§ Entries with page source code:
.....

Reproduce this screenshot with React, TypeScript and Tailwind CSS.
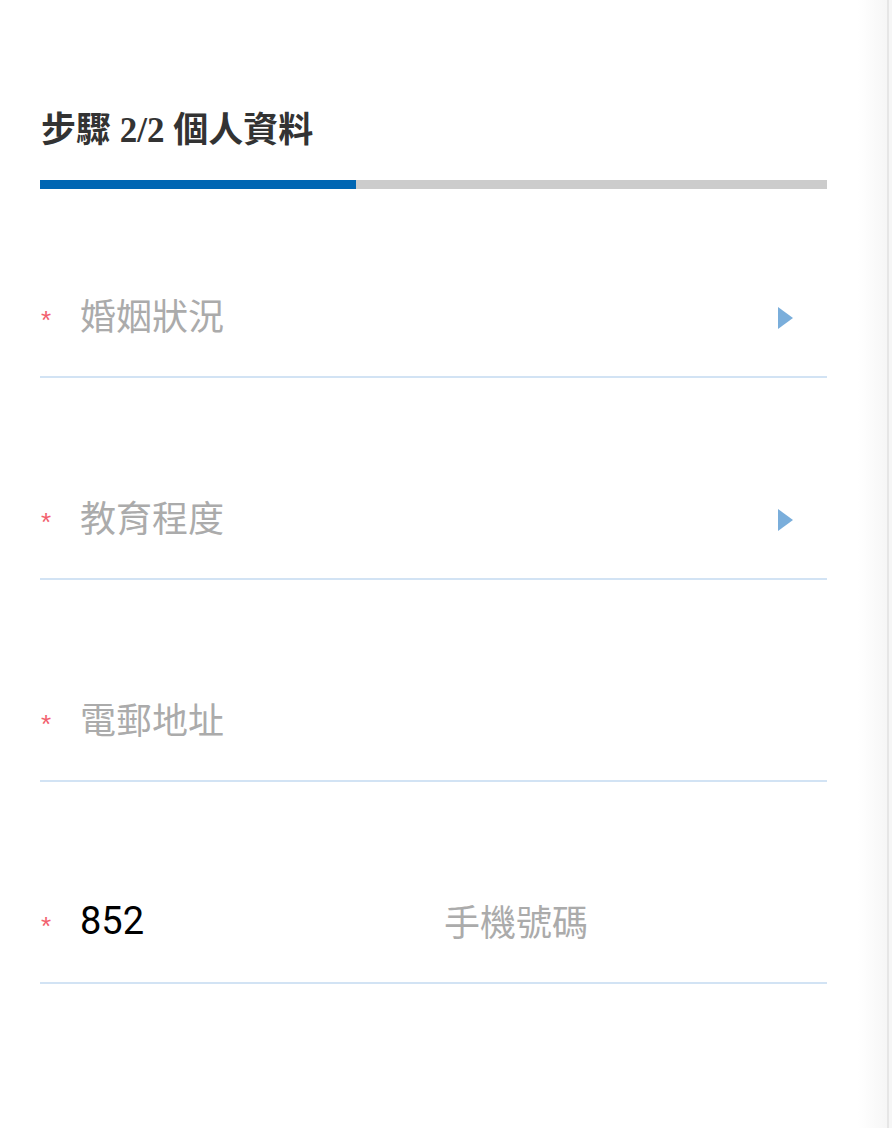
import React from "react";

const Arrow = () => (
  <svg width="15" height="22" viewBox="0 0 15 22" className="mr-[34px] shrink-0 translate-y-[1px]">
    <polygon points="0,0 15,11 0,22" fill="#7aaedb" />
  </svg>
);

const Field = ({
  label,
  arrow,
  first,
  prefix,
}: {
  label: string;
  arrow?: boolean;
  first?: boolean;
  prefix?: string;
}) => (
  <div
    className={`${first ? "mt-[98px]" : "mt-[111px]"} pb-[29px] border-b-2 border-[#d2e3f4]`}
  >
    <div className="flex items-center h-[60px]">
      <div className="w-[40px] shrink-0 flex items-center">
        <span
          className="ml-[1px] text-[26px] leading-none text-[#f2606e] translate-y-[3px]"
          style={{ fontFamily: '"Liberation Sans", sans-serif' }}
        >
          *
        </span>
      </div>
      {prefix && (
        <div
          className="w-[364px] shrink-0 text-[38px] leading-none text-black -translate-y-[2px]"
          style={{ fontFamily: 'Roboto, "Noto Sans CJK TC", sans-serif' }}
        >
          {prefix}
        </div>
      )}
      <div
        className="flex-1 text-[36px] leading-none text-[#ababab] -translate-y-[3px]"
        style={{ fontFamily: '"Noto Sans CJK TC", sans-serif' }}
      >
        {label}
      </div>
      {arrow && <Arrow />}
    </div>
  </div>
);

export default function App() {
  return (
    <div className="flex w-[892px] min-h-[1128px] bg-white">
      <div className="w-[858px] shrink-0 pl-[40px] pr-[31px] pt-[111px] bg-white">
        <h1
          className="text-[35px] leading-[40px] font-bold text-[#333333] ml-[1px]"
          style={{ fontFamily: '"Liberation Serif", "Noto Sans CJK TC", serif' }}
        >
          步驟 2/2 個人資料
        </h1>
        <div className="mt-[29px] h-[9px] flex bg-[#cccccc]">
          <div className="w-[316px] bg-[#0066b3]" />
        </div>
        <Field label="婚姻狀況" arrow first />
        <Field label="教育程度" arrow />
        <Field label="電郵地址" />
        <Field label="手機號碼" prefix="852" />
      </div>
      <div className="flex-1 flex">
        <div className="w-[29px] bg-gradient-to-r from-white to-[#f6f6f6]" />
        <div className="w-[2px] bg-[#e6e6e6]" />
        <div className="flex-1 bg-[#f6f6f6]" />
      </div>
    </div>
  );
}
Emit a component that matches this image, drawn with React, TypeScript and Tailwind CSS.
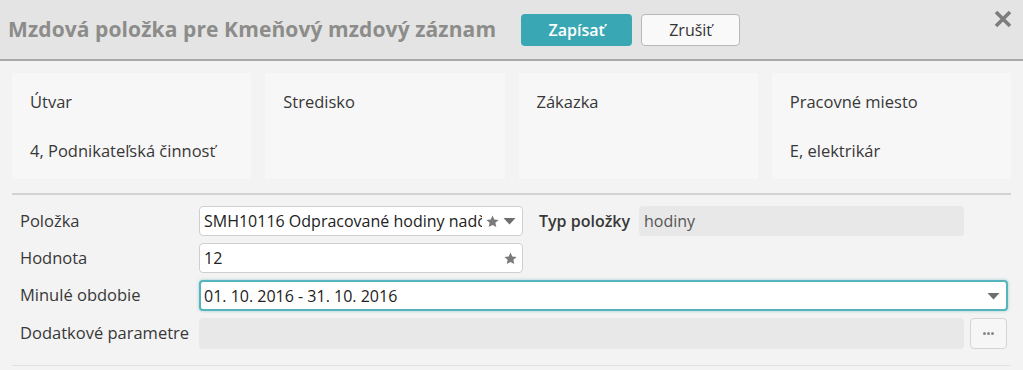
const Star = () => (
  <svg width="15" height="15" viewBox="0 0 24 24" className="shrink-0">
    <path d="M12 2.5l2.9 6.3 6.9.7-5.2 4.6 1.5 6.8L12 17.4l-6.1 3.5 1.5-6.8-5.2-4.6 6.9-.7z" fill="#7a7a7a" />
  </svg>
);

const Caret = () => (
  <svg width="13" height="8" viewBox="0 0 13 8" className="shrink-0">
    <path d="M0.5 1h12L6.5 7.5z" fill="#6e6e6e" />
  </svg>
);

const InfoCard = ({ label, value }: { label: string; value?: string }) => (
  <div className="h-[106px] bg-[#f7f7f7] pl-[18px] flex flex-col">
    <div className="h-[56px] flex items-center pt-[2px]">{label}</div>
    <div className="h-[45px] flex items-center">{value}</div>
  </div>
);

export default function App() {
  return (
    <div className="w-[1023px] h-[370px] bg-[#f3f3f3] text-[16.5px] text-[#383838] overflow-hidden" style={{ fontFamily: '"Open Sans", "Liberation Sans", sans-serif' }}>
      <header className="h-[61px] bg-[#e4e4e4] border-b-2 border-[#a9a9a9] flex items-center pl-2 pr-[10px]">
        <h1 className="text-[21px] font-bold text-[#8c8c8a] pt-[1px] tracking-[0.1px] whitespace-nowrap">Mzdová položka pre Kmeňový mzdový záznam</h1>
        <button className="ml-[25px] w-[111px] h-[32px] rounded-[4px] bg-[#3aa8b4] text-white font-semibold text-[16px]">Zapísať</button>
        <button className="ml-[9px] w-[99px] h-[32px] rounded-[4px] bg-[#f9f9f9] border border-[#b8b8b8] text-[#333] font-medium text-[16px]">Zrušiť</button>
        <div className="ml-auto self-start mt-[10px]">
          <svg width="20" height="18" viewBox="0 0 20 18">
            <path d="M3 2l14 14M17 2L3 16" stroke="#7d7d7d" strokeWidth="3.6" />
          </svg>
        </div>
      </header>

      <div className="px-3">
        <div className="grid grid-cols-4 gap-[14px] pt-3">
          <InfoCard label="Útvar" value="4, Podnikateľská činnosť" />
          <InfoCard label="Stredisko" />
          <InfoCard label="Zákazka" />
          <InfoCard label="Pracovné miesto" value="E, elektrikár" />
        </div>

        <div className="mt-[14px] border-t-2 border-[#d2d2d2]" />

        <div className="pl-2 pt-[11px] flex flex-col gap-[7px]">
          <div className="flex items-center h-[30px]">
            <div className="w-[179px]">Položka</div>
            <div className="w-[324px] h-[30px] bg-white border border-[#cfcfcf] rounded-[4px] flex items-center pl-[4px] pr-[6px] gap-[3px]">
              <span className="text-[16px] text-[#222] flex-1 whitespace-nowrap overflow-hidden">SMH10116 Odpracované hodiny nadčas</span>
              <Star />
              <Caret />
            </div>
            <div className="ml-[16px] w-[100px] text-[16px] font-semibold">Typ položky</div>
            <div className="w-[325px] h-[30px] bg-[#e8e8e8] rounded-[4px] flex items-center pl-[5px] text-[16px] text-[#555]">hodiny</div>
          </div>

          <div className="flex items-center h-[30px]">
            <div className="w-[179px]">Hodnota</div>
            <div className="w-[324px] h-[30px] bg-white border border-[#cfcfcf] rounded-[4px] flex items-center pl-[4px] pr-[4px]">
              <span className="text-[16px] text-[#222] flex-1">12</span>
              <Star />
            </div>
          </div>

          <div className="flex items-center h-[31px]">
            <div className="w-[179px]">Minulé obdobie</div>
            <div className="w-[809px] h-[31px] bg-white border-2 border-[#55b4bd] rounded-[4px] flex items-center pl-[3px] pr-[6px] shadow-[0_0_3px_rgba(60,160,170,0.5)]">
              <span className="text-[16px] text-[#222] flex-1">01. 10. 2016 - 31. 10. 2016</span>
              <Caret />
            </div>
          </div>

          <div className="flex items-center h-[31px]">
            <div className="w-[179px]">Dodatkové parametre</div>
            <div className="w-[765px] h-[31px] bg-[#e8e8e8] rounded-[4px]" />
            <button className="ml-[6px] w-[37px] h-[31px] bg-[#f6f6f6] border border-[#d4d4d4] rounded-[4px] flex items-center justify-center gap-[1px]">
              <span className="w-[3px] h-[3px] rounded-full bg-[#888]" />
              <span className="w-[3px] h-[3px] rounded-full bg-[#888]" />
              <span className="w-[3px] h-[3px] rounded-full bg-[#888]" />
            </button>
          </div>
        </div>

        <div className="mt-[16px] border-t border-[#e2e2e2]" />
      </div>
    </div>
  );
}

.....

Transcribe the records above exactly as they appear, leaving out any pictures.

Reproduce this screenshot with React, TypeScript and Tailwind CSS.
import React from "react";

const Arrow = () => (
  <svg width="15" height="22" viewBox="0 0 15 22" className="mr-[34px] shrink-0 translate-y-[1px]">
    <polygon points="0,0 15,11 0,22" fill="#7aaedb" />
  </svg>
);

const Field = ({
  label,
  arrow,
  first,
  prefix,
}: {
  label: string;
  arrow?: boolean;
  first?: boolean;
  prefix?: string;
}) => (
  <div
    className={`${first ? "mt-[98px]" : "mt-[111px]"} pb-[29px] border-b-2 border-[#d2e3f4]`}
  >
    <div className="flex items-center h-[60px]">
      <div className="w-[40px] shrink-0 flex items-center">
        <span
          className="ml-[1px] text-[26px] leading-none text-[#f2606e] translate-y-[3px]"
          style={{ fontFamily: '"Liberation Sans", sans-serif' }}
        >
          *
        </span>
      </div>
      {prefix && (
        <div
          className="w-[364px] shrink-0 text-[38px] leading-none text-black -translate-y-[2px]"
          style={{ fontFamily: 'Roboto, "Noto Sans CJK TC", sans-serif' }}
        >
          {prefix}
        </div>
      )}
      <div
        className="flex-1 text-[36px] leading-none text-[#ababab] -translate-y-[3px]"
        style={{ fontFamily: '"Noto Sans CJK TC", sans-serif' }}
      >
        {label}
      </div>
      {arrow && <Arrow />}
    </div>
  </div>
);

export default function App() {
  return (
    <div className="flex w-[892px] min-h-[1128px] bg-white">
      <div className="w-[858px] shrink-0 pl-[40px] pr-[31px] pt-[111px] bg-white">
        <h1
          className="text-[35px] leading-[40px] font-bold text-[#333333] ml-[1px]"
          style={{ fontFamily: '"Liberation Serif", "Noto Sans CJK TC", serif' }}
        >
          步驟 2/2 個人資料
        </h1>
        <div className="mt-[29px] h-[9px] flex bg-[#cccccc]">
          <div className="w-[316px] bg-[#0066b3]" />
        </div>
        <Field label="婚姻狀況" arrow first />
        <Field label="教育程度" arrow />
        <Field label="電郵地址" />
        <Field label="手機號碼" prefix="852" />
      </div>
      <div className="flex-1 flex">
        <div className="w-[29px] bg-gradient-to-r from-white to-[#f6f6f6]" />
        <div className="w-[2px] bg-[#e6e6e6]" />
        <div className="flex-1 bg-[#f6f6f6]" />
      </div>
    </div>
  );
}
Emit a component that matches this image, drawn with React, TypeScript and Tailwind CSS.
const Star = () => (
  <svg width="15" height="15" viewBox="0 0 24 24" className="shrink-0">
    <path d="M12 2.5l2.9 6.3 6.9.7-5.2 4.6 1.5 6.8L12 17.4l-6.1 3.5 1.5-6.8-5.2-4.6 6.9-.7z" fill="#7a7a7a" />
  </svg>
);

const Caret = () => (
  <svg width="13" height="8" viewBox="0 0 13 8" className="shrink-0">
    <path d="M0.5 1h12L6.5 7.5z" fill="#6e6e6e" />
  </svg>
);

const InfoCard = ({ label, value }: { label: string; value?: string }) => (
  <div className="h-[106px] bg-[#f7f7f7] pl-[18px] flex flex-col">
    <div className="h-[56px] flex items-center pt-[2px]">{label}</div>
    <div className="h-[45px] flex items-center">{value}</div>
  </div>
);

export default function App() {
  return (
    <div className="w-[1023px] h-[370px] bg-[#f3f3f3] text-[16.5px] text-[#383838] overflow-hidden" style={{ fontFamily: '"Open Sans", "Liberation Sans", sans-serif' }}>
      <header className="h-[61px] bg-[#e4e4e4] border-b-2 border-[#a9a9a9] flex items-center pl-2 pr-[10px]">
        <h1 className="text-[21px] font-bold text-[#8c8c8a] pt-[1px] tracking-[0.1px] whitespace-nowrap">Mzdová položka pre Kmeňový mzdový záznam</h1>
        <button className="ml-[25px] w-[111px] h-[32px] rounded-[4px] bg-[#3aa8b4] text-white font-semibold text-[16px]">Zapísať</button>
        <button className="ml-[9px] w-[99px] h-[32px] rounded-[4px] bg-[#f9f9f9] border border-[#b8b8b8] text-[#333] font-medium text-[16px]">Zrušiť</button>
        <div className="ml-auto self-start mt-[10px]">
          <svg width="20" height="18" viewBox="0 0 20 18">
            <path d="M3 2l14 14M17 2L3 16" stroke="#7d7d7d" strokeWidth="3.6" />
          </svg>
        </div>
      </header>

      <div className="px-3">
        <div className="grid grid-cols-4 gap-[14px] pt-3">
          <InfoCard label="Útvar" value="4, Podnikateľská činnosť" />
          <InfoCard label="Stredisko" />
          <InfoCard label="Zákazka" />
          <InfoCard label="Pracovné miesto" value="E, elektrikár" />
        </div>

        <div className="mt-[14px] border-t-2 border-[#d2d2d2]" />

        <div className="pl-2 pt-[11px] flex flex-col gap-[7px]">
          <div className="flex items-center h-[30px]">
            <div className="w-[179px]">Položka</div>
            <div className="w-[324px] h-[30px] bg-white border border-[#cfcfcf] rounded-[4px] flex items-center pl-[4px] pr-[6px] gap-[3px]">
              <span className="text-[16px] text-[#222] flex-1 whitespace-nowrap overflow-hidden">SMH10116 Odpracované hodiny nadčas</span>
              <Star />
              <Caret />
            </div>
            <div className="ml-[16px] w-[100px] text-[16px] font-semibold">Typ položky</div>
            <div className="w-[325px] h-[30px] bg-[#e8e8e8] rounded-[4px] flex items-center pl-[5px] text-[16px] text-[#555]">hodiny</div>
          </div>

          <div className="flex items-center h-[30px]">
            <div className="w-[179px]">Hodnota</div>
            <div className="w-[324px] h-[30px] bg-white border border-[#cfcfcf] rounded-[4px] flex items-center pl-[4px] pr-[4px]">
              <span className="text-[16px] text-[#222] flex-1">12</span>
              <Star />
            </div>
          </div>

          <div className="flex items-center h-[31px]">
            <div className="w-[179px]">Minulé obdobie</div>
            <div className="w-[809px] h-[31px] bg-white border-2 border-[#55b4bd] rounded-[4px] flex items-center pl-[3px] pr-[6px] shadow-[0_0_3px_rgba(60,160,170,0.5)]">
              <span className="text-[16px] text-[#222] flex-1">01. 10. 2016 - 31. 10. 2016</span>
              <Caret />
            </div>
          </div>

          <div className="flex items-center h-[31px]">
            <div className="w-[179px]">Dodatkové parametre</div>
            <div className="w-[765px] h-[31px] bg-[#e8e8e8] rounded-[4px]" />
            <button className="ml-[6px] w-[37px] h-[31px] bg-[#f6f6f6] border border-[#d4d4d4] rounded-[4px] flex items-center justify-center gap-[1px]">
              <span className="w-[3px] h-[3px] rounded-full bg-[#888]" />
              <span className="w-[3px] h-[3px] rounded-full bg-[#888]" />
              <span className="w-[3px] h-[3px] rounded-full bg-[#888]" />
            </button>
          </div>
        </div>

        <div className="mt-[16px] border-t border-[#e2e2e2]" />
      </div>
    </div>
  );
}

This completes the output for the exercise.